- The paper introduces SAMed-2, which leverages a temporal adapter and a confidence-driven memory mechanism to overcome limitations in multi-modal medical imaging.
- It integrates spatial-temporal techniques using 3D convolutions and attention mechanisms, significantly enhancing noise robustness and mitigating catastrophic forgetting.
- Experiments on the MedBank-100k dataset across 21 tasks demonstrate superior performance with higher Dice scores and effective zero-shot generalization.
SAMed-2: Selective Memory Enhanced Medical Segment Anything Model
Introduction
The paper "SAMed-2: Selective Memory Enhanced Medical Segment Anything Model" presents a novel approach to adapting general-purpose segmentation models for complex medical imaging tasks. Medical image segmentation is pivotal for diagnostic and therapeutic processes in clinical practice. Traditional models like U-Net demand extensive retraining for each new application due to the diverse nature of medical imaging, which poses significant challenges due to data annotation costs and variance in imaging modalities.

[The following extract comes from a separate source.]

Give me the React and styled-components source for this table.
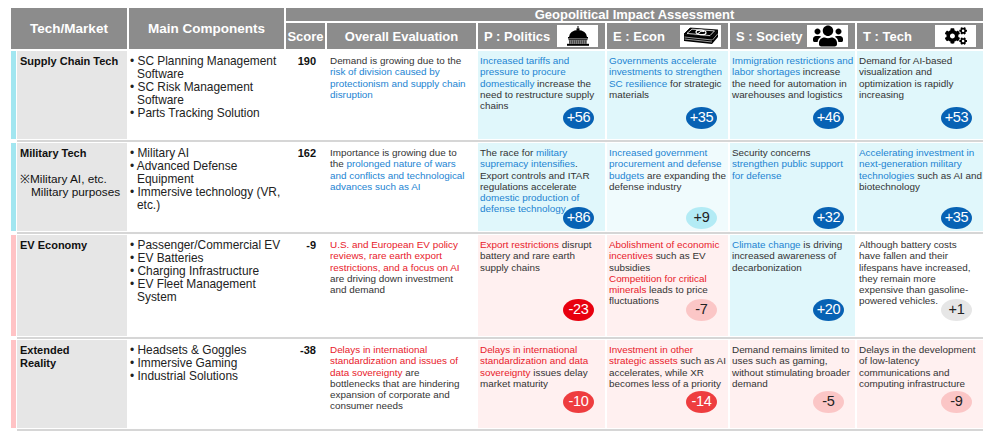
import React from "react";
import styled, { createGlobalStyle } from "styled-components";
import { FaUsers, FaCogs } from "react-icons/fa";

const GlobalStyle = createGlobalStyle`
  html, body { margin: 0; padding: 0; background: #fff; }
  body { font-family: "Liberation Sans", Arial, sans-serif; color: #333; }
  * { box-sizing: border-box; }
`;

const COLS = "116px 155px 39px 149px 127px 121px 125px 126px";

const Page = styled.div`
  width: 1000px;
  height: 437px;
  overflow: hidden;
  padding: 8px 0 0 11px;
`;

const Header = styled.div`
  display: grid;
  grid-template-columns: ${COLS};
  grid-template-rows: 13px 26px;
  gap: 2px;
  margin-bottom: 2px;
`;

const HeadCell = styled.div`
  grid-column: ${(p) => p.$col};
  grid-row: ${(p) => p.$row};
  background: #8c8c8c;
  color: #fff;
  font-weight: 700;
  font-size: ${(p) => p.$size || 13}px;
  line-height: 13px;
  display: flex;
  align-items: center;
  justify-content: ${(p) => (p.$left ? "space-between" : "center")};
  padding: ${(p) => (p.$left ? "0 7px 0 6px" : "0")};
  white-space: nowrap;
`;

const IconBox = styled.div`
  width: 41px;
  height: 22px;
  background: #fff;
  display: flex;
  align-items: center;
  justify-content: center;
  color: #000;
  flex: none;
`;

const Row = styled.div`
  display: grid;
  grid-template-columns: ${COLS};
  column-gap: 2px;
  height: ${(p) => p.$h}px;
`;

const Separator = styled.div`
  height: 2px;
  width: 966px;
  margin: 1px 0 1px 6px;
  background: #d6d6d6;
`;

const LabelCell = styled.div`
  display: flex;
`;

const Accent = styled.div`
  width: 5px;
  margin-right: 1px;
  background: ${(p) => (p.$tone === "neg" ? "#ffc3c5" : "#a2e6f0")};
`;

const LabelBody = styled.div`
  flex: 1;
  background: #e6e6e6;
  padding: 4px 0 0 3px;
  font-size: 11px;
  line-height: 13px;
  color: #111;
`;

const LabelTitle = styled.div`
  font-weight: 700;
`;

const LabelNote = styled.div`
  margin-top: 13px;
  font-size: 11.8px;
  white-space: nowrap;
`;

const NoteIndent = styled.span`
  display: inline-block;
  padding-left: 11px;
`;

const List = styled.ul`
  margin: 0;
  padding: 4px 0 0 1px;
  list-style: none;
  font-size: 11.9px;
  line-height: 13px;
  color: #222;
`;

const Item = styled.li`
  padding-left: 7px;
  text-indent: -7px;
`;

const ScoreCell = styled.div`
  text-align: right;
  padding: 4px 9px 0 0;
  font-weight: 700;
  font-size: 11px;
  line-height: 13px;
  color: #111;
`;

const TextCell = styled.div`
  position: relative;
  padding: 4px ${(p) => p.$pr || 0}px 0 ${(p) => p.$pl || 2}px;
  font-size: 9.9px;
  line-height: 11.3px;
  color: #333;
  background: ${(p) =>
    ({
      pos: "#e0f7fb",
      light: "#f0fbfd",
      neg: "#fff0f0",
      none: "#fff",
    }[p.$bg || "none"])};
`;

const Blue = styled.span`
  color: #1c84d2;
`;

const Red = styled.span`
  color: #e8202a;
`;

const BADGE = {
  blue: ["#0762b4", "#fff"],
  cyan: ["#b3ebf5", "#222"],
  red: ["#e8000f", "#fff"],
  red2: ["#ee3d3f", "#fff"],
  pink: ["#fbc6c6", "#222"],
  gray: ["#e6e6e6", "#222"],
};

const Badge = styled.div`
  position: absolute;
  right: 11px;
  bottom: ${(p) => p.$b}px;
  width: 31px;
  height: 22px;
  border-radius: 50%;
  background: ${(p) => BADGE[p.$v][0]};
  color: ${(p) => BADGE[p.$v][1]};
  display: flex;
  align-items: center;
  justify-content: center;
  font-size: 14.5px;
  letter-spacing: -0.3px;
`;

const CapitolIcon = () => (
  <svg width="26" height="20" viewBox="0 0 26 20">
    <rect x="12.5" y="0" width="1" height="2.5" fill="#000" />
    <rect x="11.5" y="2.3" width="3" height="2" fill="#000" />
    <path d="M4 11 A9 7 0 0 1 22 11 Z" fill="#000" />
    <rect x="3" y="11" width="20" height="1.6" fill="#000" />
    <rect x="3.5" y="13.2" width="19" height="1" fill="#000" />
    {[4.3, 6.3, 8.3, 10.3, 12.3, 14.3, 16.3, 18.3, 20.3].map((x) => (
      <rect key={x} x={x} y="14.2" width="1.2" height="3.6" fill="#000" />
    ))}
    <rect x="2" y="17.8" width="22" height="2" fill="#000" />
  </svg>
);

const MoneyIcon = () => (
  <svg width="36" height="18" viewBox="0 0 36 18">
    <polygon points="1,7 29,10 29,17 1,14" fill="#000" />
    <polygon points="29,10 35,3 35,10 29,17" fill="#000" />
    <line x1="1.5" y1="10" x2="29" y2="13" stroke="#fff" strokeWidth="0.6" />
    <line x1="1.5" y1="12" x2="29" y2="15" stroke="#fff" strokeWidth="0.6" />
    <line x1="29.5" y1="13" x2="35" y2="6.5" stroke="#fff" strokeWidth="0.6" />
    <polygon points="7,1 35,3 29,10 1,7" fill="#000" stroke="#000" strokeWidth="0.8" />
    <polygon points="9,2.2 31.5,3.9 27,8.6 4,6.4" fill="none" stroke="#fff" strokeWidth="0.8" />
    <ellipse cx="18" cy="5.4" rx="5" ry="2.2" fill="none" stroke="#fff" strokeWidth="1.2" transform="rotate(6 18 5.4)" />
    <path d="M15 6.5 Q18 3 21 4.5" fill="none" stroke="#fff" strokeWidth="1" />
  </svg>
);

const impactHeads = [
  { label: "P : Politics", icon: <CapitolIcon /> },
  { label: "E : Econ", icon: <MoneyIcon /> },
  { label: "S : Society", icon: <FaUsers size={30} /> },
  { label: "T : Tech", icon: <FaCogs size={22} /> },
];

const rows = [
  {
    h: 88,
    tone: "pos",
    badgeB: 10,
    label: <LabelTitle>Supply Chain Tech</LabelTitle>,
    items: ["SC Planning Management Software", "SC Risk Management Software", "Parts Tracking Solution"],
    score: "190",
    overall: (
      <>
        Demand is growing due to the <Blue>risk of division caused by protectionism and supply chain disruption</Blue>
      </>
    ),
    cells: [
      {
        bg: "pos",
        badge: ["+56", "blue"],
        text: (
          <>
            <Blue>Increased tariffs and pressure to procure domestically</Blue> increase the need to restructure supply
            chains
          </>
        ),
      },
      {
        bg: "pos",
        badge: ["+35", "blue"],
        text: (
          <>
            <Blue>Governments accelerate investments to strengthen SC resilience</Blue> for strategic materials
          </>
        ),
      },
      {
        bg: "pos",
        badge: ["+46", "blue"],
        text: (
          <>
            <Blue>Immigration restrictions and labor shortages</Blue> increase the need for automation in warehouses
            and logistics
          </>
        ),
      },
      {
        bg: "pos",
        badge: ["+53", "blue"],
        text: <>Demand for AI-based visualization and optimization is rapidly increasing</>,
      },
    ],
  },
  {
    h: 88,
    tone: "pos",
    badgeB: 2,
    label: (
      <>
        <LabelTitle>Military Tech</LabelTitle>
        <LabelNote>
          ※Military AI, etc.
          <br />
          <NoteIndent>Military purposes</NoteIndent>
        </LabelNote>
      </>
    ),
    items: ["Military AI", "Advanced Defense Equipment", "Immersive technology (VR, etc.)"],
    score: "162",
    overall: (
      <>
        Importance is growing due to the{" "}
        <Blue>prolonged nature of wars and conflicts and technological advances such as AI</Blue>
      </>
    ),
    cells: [
      {
        bg: "pos",
        badge: ["+86", "blue"],
        text: (
          <>
            The race for <Blue>military supremacy intensifies</Blue>. Export controls and ITAR regulations accelerate{" "}
            <Blue>domestic production of defense technology</Blue>
          </>
        ),
      },
      {
        bg: "light",
        badge: ["+9", "cyan"],
        text: (
          <>
            <Blue>Increased government procurement and defense budgets</Blue> are expanding the defense industry
          </>
        ),
      },
      {
        bg: "pos",
        badge: ["+32", "blue"],
        text: (
          <>
            Security concerns <Blue>strengthen public support for defense</Blue>
          </>
        ),
      },
      {
        bg: "pos",
        badge: ["+35", "blue"],
        text: (
          <>
            <Blue>Accelerating investment in next-generation military technologies</Blue> such as AI and biotechnology
          </>
        ),
      },
    ],
  },
  {
    h: 101,
    tone: "neg",
    badgeB: 15,
    label: <LabelTitle>EV Economy</LabelTitle>,
    items: ["Passenger/Commercial EV", "EV Batteries", "Charging Infrastructure", "EV Fleet Management System"],
    score: "-9",
    overall: (
      <>
        <Red>U.S. and European EV policy reviews, rare earth export restrictions, and a focus on AI</Red> are driving
        down investment and demand
      </>
    ),
    cells: [
      {
        bg: "neg",
        badge: ["-23", "red"],
        text: (
          <>
            <Red>Export restrictions</Red> disrupt battery and rare earth supply chains
          </>
        ),
      },
      {
        bg: "neg",
        badge: ["-7", "pink"],
        text: (
          <>
            <Red>Abolishment of economic incentives</Red> such as EV subsidies
            <br />
            <Red>Competition for critical minerals</Red> leads to price fluctuations
          </>
        ),
      },
      {
        bg: "pos",
        badge: ["+20", "blue"],
        text: (
          <>
            <Blue>Climate change</Blue> is driving increased awareness of decarbonization
          </>
        ),
      },
      {
        bg: "none",
        pr: 5,
        badge: ["+1", "gray"],
        text: (
          <>
            Although battery costs have fallen and their lifespans have increased, they remain more expensive than
            gasoline-powered vehicles.
          </>
        ),
      },
    ],
  },
  {
    h: 88,
    tone: "neg",
    badgeB: 15,
    label: (
      <LabelTitle>
        Extended
        <br />
        Reality
      </LabelTitle>
    ),
    items: ["Headsets & Goggles", "Immersive Gaming", "Industrial Solutions"],
    score: "-38",
    overall: (
      <>
        <Red>Delays in international standardization and issues of data sovereignty</Red> are bottlenecks that are
        hindering expansion of corporate and consumer needs
      </>
    ),
    cells: [
      {
        bg: "neg",
        badge: ["-10", "red2"],
        text: (
          <>
            <Red>Delays in international standardization and data sovereignty</Red> issues delay market maturity
          </>
        ),
      },
      {
        bg: "neg",
        badge: ["-14", "red2"],
        text: (
          <>
            <Red>Investment in other strategic assets</Red> such as AI accelerates, while XR becomes less of a priority
          </>
        ),
      },
      {
        bg: "neg",
        badge: ["-5", "pink"],
        text: <>Demand remains limited to uses such as gaming, without stimulating broader demand</>,
      },
      {
        bg: "neg",
        badge: ["-9", "pink"],
        text: <>Delays in the development of low-latency communications and computing infrastructure</>,
      },
    ],
  },
];

export default function App() {
  return (
    <Page>
      <GlobalStyle />
      <Header>
        <HeadCell $col="1" $row="1 / span 2" $size={13.5}>
          Tech/Market
        </HeadCell>
        <HeadCell $col="2" $row="1 / span 2" $size={13.5}>
          Main Components
        </HeadCell>
        <HeadCell $col="3 / span 6" $row="1">
          Geopolitical Impact Assessment
        </HeadCell>
        <HeadCell $col="3" $row="2">
          Score
        </HeadCell>
        <HeadCell $col="4" $row="2">
          Overall Evaluation
        </HeadCell>
        {impactHeads.map((h, i) => (
          <HeadCell key={h.label} $col={`${5 + i}`} $row="2" $left>
            <span>{h.label}</span>
            <IconBox>{h.icon}</IconBox>
          </HeadCell>
        ))}
      </Header>
      {rows.map((r, ri) => (
        <React.Fragment key={ri}>
          <Row $h={r.h}>
            <LabelCell>
              <Accent $tone={r.tone} />
              <LabelBody>{r.label}</LabelBody>
            </LabelCell>
            <List>
              {r.items.map((it) => (
                <Item key={it}>• {it}</Item>
              ))}
            </List>
            <ScoreCell>{r.score}</ScoreCell>
            <TextCell $pl={3} $pr={7}>
              {r.overall}
            </TextCell>
            {r.cells.map((c, ci) => (
              <TextCell key={ci} $bg={c.bg} $pr={c.pr}>
                {c.text}
                <Badge $v={c.badge[1]} $b={r.badgeB}>
                  {c.badge[0]}
                </Badge>
              </TextCell>
            ))}
          </Row>
          <Separator />
        </React.Fragment>
      ))}
    </Page>
  );
}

SAMed-2 is designed to overcome these limitations by building upon the SAM-2 architecture. The model integrates a temporal adapter within the image encoder to capture spatial and temporal correlations, and a confidence-driven memory mechanism that enhances robustness against noise and mitigates catastrophic forgetting. This paper also introduces MedBank-100k, a dataset encompassing seven imaging modalities and 21 tasks, to train and benchmark SAMed-2.
Methodology
Architecture Overview
SAMed-2's architecture is rooted in SAM-2, which segments images by embedding input data and managing previous segmentations through a memory base. The enhancements introduced in SAMed-2 aim to specifically address medical image segmentation challenges.
Temporal Adapter
The temporal adapter facilitates the integration of temporal knowledge from medical datasets, which often include volumetric or time-sequential images like CT and MR slices. This adapter uses a combination of spatial attention mechanisms and 3D convolutions to capture multi-dimensional context effectively.
Figure 1: Workflow of SAMed-2. It integrates a temporal adapter in the image encoder to capture multi-dimensional context and a confidence-driven memory module to store high-certainty features.

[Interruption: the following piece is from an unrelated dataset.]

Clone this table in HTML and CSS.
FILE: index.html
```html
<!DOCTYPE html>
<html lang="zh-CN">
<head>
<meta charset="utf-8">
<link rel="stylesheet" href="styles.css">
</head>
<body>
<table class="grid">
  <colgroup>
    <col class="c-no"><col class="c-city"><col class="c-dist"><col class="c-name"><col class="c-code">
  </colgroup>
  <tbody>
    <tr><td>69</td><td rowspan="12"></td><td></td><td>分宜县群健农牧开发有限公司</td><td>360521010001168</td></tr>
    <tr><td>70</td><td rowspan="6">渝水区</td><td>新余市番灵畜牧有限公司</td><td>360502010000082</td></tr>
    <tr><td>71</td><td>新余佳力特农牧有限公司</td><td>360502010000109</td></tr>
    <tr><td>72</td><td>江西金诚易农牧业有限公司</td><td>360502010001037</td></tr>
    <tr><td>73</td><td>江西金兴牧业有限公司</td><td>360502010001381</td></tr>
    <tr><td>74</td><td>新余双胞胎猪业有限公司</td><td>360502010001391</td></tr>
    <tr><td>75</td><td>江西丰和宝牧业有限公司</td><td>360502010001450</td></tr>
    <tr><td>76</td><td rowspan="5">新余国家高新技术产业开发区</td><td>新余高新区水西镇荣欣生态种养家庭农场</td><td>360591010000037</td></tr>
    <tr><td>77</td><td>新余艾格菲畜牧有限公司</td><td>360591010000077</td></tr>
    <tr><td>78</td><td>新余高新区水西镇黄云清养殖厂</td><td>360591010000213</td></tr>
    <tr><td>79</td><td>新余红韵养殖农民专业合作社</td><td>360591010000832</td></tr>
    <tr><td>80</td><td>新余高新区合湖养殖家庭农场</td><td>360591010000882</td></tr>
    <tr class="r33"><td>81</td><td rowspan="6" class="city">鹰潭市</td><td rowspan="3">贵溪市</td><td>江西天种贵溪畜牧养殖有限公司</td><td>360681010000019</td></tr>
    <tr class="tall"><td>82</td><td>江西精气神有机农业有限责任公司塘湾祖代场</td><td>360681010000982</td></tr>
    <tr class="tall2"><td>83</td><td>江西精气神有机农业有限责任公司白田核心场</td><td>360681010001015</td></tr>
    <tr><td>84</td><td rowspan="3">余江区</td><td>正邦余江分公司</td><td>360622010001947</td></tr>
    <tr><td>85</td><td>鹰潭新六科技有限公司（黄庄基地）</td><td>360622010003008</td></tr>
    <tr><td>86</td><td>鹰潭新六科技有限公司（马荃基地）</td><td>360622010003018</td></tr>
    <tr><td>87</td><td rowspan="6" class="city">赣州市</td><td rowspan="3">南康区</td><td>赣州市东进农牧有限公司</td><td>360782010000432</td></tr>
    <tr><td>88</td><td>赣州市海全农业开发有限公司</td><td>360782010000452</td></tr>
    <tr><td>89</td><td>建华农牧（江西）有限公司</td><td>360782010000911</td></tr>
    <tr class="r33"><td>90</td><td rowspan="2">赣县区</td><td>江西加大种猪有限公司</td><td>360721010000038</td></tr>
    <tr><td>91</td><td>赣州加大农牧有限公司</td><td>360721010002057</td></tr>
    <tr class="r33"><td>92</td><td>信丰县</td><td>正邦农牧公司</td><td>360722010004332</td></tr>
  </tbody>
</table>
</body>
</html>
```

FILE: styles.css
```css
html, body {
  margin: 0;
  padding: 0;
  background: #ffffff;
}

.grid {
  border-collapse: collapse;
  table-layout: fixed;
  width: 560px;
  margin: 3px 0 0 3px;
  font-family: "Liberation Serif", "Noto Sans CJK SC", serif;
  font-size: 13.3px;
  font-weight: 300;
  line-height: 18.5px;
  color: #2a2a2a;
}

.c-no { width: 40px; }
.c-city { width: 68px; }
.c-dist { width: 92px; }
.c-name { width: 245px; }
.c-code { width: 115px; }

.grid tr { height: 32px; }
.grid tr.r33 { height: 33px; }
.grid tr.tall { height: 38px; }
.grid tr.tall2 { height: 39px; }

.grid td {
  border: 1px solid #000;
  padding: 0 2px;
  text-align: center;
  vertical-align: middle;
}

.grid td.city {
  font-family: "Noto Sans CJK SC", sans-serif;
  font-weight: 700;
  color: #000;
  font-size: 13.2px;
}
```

Confidence-Driven Memory Mechanism
Addressing noise in training datasets is crucial for effective model performance. SAMed-2 introduces a memory module that retains only high-certainty features, enabling the model to generalize across different modalities without the model forgetting learned tasks. The memory retrieval process selects features based on both similarity and confidence, improving noise robustness and overall performance.

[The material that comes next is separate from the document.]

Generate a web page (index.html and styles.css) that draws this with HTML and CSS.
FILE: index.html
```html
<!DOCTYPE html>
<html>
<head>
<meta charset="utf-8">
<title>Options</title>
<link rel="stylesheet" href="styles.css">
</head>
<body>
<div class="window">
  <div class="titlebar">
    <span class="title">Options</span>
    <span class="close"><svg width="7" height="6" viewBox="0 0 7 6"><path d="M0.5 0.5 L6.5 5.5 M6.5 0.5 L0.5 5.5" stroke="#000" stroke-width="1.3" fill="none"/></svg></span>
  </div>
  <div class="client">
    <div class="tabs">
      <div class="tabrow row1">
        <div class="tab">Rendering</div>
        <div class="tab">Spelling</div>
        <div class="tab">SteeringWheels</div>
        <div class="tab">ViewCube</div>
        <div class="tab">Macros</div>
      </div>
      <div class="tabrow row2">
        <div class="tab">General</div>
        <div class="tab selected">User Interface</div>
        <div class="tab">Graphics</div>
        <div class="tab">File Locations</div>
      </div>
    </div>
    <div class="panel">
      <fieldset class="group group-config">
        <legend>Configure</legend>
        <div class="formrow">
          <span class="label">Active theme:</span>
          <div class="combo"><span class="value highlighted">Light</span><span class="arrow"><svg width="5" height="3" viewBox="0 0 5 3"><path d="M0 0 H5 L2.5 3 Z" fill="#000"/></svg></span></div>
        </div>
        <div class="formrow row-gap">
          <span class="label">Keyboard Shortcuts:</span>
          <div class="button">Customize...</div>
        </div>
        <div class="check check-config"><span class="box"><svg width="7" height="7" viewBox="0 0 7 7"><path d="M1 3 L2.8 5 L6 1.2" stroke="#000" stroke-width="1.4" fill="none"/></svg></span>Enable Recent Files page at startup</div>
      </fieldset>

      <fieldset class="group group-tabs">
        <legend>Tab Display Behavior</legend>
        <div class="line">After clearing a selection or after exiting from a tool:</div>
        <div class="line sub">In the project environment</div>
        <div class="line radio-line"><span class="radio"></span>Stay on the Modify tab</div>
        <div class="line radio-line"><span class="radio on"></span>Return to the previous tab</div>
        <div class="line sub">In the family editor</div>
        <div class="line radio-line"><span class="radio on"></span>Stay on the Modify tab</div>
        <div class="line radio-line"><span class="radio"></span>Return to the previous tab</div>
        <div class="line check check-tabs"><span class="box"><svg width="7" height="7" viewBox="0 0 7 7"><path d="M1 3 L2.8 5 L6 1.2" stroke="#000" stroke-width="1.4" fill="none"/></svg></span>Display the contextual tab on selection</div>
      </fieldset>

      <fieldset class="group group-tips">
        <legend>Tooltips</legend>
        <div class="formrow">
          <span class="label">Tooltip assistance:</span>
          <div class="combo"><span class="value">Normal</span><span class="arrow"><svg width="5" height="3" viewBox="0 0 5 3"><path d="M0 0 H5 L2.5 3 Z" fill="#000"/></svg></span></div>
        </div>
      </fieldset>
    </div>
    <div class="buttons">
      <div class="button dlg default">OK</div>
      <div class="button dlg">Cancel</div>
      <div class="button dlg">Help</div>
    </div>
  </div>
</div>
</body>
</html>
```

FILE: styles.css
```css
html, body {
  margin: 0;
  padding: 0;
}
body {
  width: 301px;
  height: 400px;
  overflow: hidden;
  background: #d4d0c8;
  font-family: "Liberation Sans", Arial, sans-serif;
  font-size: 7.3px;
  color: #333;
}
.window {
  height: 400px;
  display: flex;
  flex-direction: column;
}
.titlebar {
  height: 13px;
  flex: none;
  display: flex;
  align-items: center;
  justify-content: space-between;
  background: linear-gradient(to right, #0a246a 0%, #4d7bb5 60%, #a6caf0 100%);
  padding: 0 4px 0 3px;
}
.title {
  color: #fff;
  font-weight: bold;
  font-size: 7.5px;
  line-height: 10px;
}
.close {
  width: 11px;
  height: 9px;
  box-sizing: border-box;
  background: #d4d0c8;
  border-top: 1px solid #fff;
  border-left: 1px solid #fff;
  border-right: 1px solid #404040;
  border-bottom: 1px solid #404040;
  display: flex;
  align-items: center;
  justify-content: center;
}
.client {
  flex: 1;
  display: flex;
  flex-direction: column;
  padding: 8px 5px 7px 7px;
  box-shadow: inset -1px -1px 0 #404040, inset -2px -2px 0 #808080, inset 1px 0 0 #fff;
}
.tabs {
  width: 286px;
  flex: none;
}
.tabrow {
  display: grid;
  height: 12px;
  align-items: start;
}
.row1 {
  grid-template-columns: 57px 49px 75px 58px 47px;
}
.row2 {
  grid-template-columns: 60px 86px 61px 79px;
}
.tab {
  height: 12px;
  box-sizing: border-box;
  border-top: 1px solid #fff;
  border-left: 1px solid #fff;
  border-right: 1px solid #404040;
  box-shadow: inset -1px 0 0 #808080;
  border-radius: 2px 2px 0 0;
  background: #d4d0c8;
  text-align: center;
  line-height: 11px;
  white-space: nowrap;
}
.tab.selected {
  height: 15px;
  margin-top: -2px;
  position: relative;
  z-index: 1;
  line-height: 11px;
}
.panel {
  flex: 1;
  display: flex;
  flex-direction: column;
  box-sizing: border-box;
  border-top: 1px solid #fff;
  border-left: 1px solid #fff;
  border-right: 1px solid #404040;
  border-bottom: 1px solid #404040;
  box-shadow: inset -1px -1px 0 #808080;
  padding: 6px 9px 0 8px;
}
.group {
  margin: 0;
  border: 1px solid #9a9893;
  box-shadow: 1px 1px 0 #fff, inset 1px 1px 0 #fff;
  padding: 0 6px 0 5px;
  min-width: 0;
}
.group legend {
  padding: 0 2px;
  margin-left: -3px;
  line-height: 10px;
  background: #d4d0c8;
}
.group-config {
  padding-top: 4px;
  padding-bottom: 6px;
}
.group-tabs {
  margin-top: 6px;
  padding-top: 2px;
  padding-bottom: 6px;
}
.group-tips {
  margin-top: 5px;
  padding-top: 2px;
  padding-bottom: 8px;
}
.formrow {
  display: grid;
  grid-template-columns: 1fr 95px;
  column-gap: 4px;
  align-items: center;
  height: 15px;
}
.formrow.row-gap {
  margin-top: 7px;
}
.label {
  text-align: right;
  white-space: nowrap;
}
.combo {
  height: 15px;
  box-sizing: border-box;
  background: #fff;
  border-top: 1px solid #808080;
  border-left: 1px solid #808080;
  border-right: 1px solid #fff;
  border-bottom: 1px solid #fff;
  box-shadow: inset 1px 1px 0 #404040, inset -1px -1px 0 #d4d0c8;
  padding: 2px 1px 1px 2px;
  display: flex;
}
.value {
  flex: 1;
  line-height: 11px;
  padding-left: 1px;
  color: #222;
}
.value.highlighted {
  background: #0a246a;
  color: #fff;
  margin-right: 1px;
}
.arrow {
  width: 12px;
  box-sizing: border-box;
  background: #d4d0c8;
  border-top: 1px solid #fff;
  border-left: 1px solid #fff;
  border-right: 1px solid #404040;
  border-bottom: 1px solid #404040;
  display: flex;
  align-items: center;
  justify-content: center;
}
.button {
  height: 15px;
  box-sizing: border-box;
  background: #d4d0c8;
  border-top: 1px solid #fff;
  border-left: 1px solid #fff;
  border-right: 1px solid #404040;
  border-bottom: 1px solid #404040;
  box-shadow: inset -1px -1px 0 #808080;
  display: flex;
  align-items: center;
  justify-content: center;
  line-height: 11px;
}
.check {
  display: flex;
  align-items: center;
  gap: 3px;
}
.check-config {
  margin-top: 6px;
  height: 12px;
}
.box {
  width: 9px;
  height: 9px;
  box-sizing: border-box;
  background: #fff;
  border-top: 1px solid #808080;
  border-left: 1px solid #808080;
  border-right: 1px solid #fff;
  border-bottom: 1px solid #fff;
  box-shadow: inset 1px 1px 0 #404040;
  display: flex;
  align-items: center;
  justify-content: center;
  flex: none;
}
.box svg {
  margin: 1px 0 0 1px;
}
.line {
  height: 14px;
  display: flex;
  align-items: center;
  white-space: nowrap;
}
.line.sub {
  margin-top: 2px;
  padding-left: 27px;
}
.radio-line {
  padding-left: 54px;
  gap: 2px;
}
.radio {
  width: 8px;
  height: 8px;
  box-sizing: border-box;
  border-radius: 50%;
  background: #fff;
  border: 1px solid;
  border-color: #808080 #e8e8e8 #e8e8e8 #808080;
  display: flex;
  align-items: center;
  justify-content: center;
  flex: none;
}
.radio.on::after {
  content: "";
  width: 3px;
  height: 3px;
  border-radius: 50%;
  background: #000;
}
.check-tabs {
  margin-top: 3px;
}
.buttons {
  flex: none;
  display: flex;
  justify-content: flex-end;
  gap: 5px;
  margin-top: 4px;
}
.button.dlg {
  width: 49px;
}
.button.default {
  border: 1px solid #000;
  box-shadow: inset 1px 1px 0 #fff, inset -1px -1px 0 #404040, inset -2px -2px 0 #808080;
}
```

Implementation and Dataset
The MedBank-100k dataset is curated to provide a wide variety of medical scenarios, further enhancing the model's ability to handle real-world applications. The data spans fundus, dermoscopy, X-ray, CT, MR, colonoscopy, and echocardiography modalities.
Experimental Results
The effectiveness of SAMed-2 is demonstrated through both internal validations across 21 tasks and external validations on unseen datasets. The experiments confirm that SAMed-2 outperforms existing state-of-the-art models, particularly in multi-task scenarios.

Figure 2: Few-shot scaling result of our method and compared methods on external prostate segmentation task.
Quantitative Performance
The model showcases superior performance with an average Dice Similarity Coefficient (DSC) surpassing other models such as MedSAM-2, SAM-2, and U-Net. Notably, SAMed-2 improves zero-shot performance on external datasets by a significant margin, demonstrating its versatility and robustness.
Ablation Studies
Ablation studies confirm the importance of the confidence-driven memory mechanism and temporal adapter in achieving the model's performance, with each component providing specific advantages in handling various imaging challenges.
Conclusion
SAMed-2 represents a significant advancement in medical image segmentation by effectively adapting the segment-anything paradigm to the complex and varied nature of medical imaging tasks. Its architecture, designed explicitly for handling multi-dimensional and noise-prone datasets, sets a new benchmark in medical image analysis. The introduction of MedBank-100k further strengthens the domain-specific utility of SAMed-2, providing a comprehensive resource for future model training and evaluation.
The research outlines pathways for future exploration, including memory mechanisms' further refinement and exploring other architectures to enhance temporal and spatial learning. This work underscores the potential of foundational segmentation models in advancing clinical practice’s technological capabilities.